Memorandum submitted by the Jubilee Debt
Campaign
1. INTRODUCTION
1.1 Jubilee Debt Campaign is a coalition
of over 70 national organisations and around 100 local and regional
campaigning groups. It is a registered company (number 3201959)
and a charity registered in England and Wales (number 1055675).
1.2 This brief submission covers the need
for further debt cancellation, including on the grounds of illegitimacy;
the need for new processes through which cancellation should occur;
and the problems of conditionality associated with debt relief
and cancellation.
2. DEBT CANCELLATION
BEYOND HIPC AND
MDRI: UNPAYABLE AND
ILLEGITIMATE DEBT
2.1 The Development Committee and the International
Monetary and Financial Committee both welcomed the continuation
of debt relief under the Heavily Indebted Poor Countries (HIPC)
initiative, now in its 10th year, and the implementation of the
Multilateral Debt Relief Initiative (MDRI). These two initiatives,
whilst limited and unfairly controlled by creditors, now offer
considerable debt cancellation to those countries that qualify.
2.2 Jubilee Debt Campaign recognises the
strong commitment of the UK government towards securing additional
debt cancellation in recent years. It welcomes the very strong
support of the UK government for multilateral debt cancellation
beyond HIPC, which was crucial in securing agreement on the MDRI.
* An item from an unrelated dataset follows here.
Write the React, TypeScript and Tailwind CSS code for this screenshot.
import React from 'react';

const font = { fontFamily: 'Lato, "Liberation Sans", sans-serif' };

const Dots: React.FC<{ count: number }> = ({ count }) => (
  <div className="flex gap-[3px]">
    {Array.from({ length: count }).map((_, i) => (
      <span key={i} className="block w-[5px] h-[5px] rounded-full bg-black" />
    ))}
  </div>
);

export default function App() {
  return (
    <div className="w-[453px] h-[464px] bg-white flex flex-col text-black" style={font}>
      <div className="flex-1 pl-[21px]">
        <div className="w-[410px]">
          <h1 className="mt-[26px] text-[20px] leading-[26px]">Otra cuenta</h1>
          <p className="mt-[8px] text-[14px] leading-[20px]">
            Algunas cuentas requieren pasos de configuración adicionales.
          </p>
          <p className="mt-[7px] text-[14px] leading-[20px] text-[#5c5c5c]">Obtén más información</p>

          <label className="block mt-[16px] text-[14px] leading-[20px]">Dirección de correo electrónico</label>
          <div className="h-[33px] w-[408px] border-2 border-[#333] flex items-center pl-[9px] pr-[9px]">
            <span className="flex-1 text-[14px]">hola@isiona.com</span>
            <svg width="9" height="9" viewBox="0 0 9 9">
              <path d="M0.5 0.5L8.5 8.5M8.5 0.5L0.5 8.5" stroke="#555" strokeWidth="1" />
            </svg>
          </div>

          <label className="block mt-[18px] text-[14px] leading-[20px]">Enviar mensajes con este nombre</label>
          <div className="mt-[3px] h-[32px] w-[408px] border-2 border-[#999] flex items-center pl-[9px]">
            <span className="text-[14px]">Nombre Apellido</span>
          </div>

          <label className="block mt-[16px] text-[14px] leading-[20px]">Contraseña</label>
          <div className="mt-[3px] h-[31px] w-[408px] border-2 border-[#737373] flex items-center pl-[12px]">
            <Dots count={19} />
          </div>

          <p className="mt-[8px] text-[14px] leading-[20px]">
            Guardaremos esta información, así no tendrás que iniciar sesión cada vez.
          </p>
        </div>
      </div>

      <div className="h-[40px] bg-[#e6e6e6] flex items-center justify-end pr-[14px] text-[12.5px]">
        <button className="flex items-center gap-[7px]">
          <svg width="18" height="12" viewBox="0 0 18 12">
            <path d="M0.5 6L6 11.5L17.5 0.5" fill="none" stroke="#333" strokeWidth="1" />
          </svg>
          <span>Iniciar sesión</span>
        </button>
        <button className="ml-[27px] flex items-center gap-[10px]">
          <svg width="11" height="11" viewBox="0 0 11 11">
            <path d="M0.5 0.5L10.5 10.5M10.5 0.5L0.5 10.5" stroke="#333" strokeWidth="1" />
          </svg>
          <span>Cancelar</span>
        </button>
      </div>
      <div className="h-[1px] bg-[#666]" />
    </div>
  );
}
2.3 However, Jubilee Debt Campaign and partners
do not consider that these initiatives adequately recognise the
full extent of debt cancellation which is required, either in
terms of poverty and need, or in terms of the legitimacy of outstanding
debts.
2.4 Considering first the question of need
and poverty: the UK Chancellor acknowledges that the list of 40
countries now "ring-fenced" as eligible for debt cancellation
through HIPC and MDRI is too limited.[54]
For instance, he has stated that: "A post-Gleneagles agenda
should as a matter of urgency include full debt relief for not
38 but all the world's poorest countries . . . In Britain's view,
all 67 of the poorest countries should secure debt relief."[55]
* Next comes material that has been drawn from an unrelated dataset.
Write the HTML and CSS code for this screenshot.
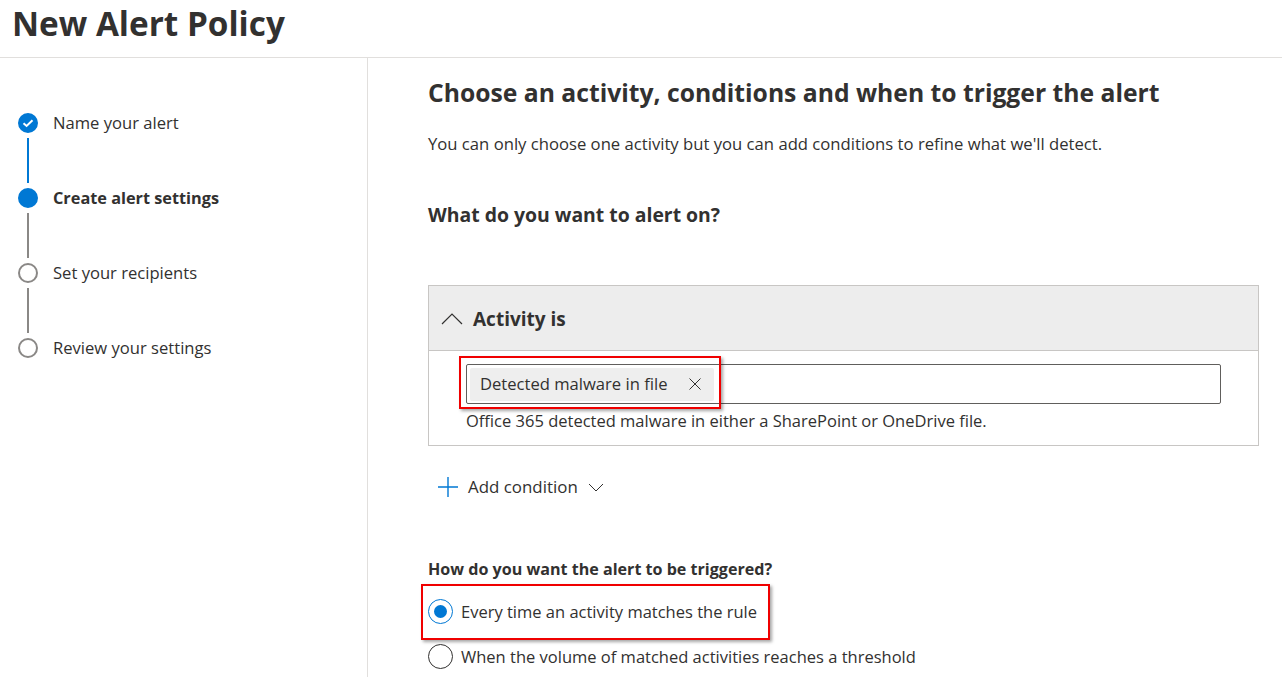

This is a welcome statement, which is being translated into action
through the (entirely separate) UK MDRI, which offers 10-year
relief on the UK "share" of multilateral debts to IDA-only
countries outside HIPC. However, the requirement for countries
to have a PRSC in order to qualify means that only four countries
currently qualify for this cancellation. There is a need to ensure
that more countries qualify, without having to comply with the
requirement to have a PRSC, programmes which frequently include
conditions around privatisation. There is also a need to call
for further international agreement on countries requiring debt
cancellation on the grounds of need: there has been no sign from
the World Bank and IMF that they share the Chancellor's assessment
of the need for further debt cancellation.
2.5 We are also calling for a recognition
that some countries are currently servicing illegitimate debts,
which should not be paid. "Illegitimate debt" is that
which results from the irresponsible lending decisions of the
creditor, the expense of which should not now be borne by the
people of the debtor countries. It can also be taken to include
"unpayable debt": that is, debt that a country cannot
afford to repay if it is to meet the basic needs of its own people.
It would generally include debts that should be considered the
responsibility of the creditor on the grounds that the original
loan was knowingly made: to an oppressive former regime; for purposes
that would not benefit the people of the recipient country; on
extortionate or usurious terms; or for projects that failed because
of bad lender advice.
2.6 More than eight years ago, in its report
on debt relief, this Committee noted that "the unsustainable
debt burden of heavily indebted poor countries exists to some
extent as a result of irresponsible lending policies pursued by
bilateral and multilateral creditors" and cited in support
of this statements made by HMG and the World Bank.[56]
Senior government figures and officials at the World Bank and
IMF continue to acknowledge the fact of "reckless lending"
or "cold war lending" in the past. In February 2006,
for instance, the Secretary of State for International Development
referred to problems with aid in the past, "where aid was
used to buy support in the Cold War, rather than to fight poverty.
All too often it rewarded dictators and the corrupt. Mobutu's
Zaire received enormous aid flows during this period."[57]
A huge amount of this aid was given in the form of loans that
have since become debt obligations of successor governments.
2.7 However, there has hitherto been a marked
unwillingness in the international creditor community to translate
this awareness of reckless lending in the past into cancellation
of the resultant debts. Eligibility for the HIPC initiative and
MDRI is based only on the size of a country's debt relative to
its exports (or, for export-heavy economies, relative to revenue):
that is, based on its theoretical ability to pay. Paris Club negotiations
are similarly based explicitly on a consideration of "sustainability",
that is, ability to pay, and not of legitimacy of claims.[58]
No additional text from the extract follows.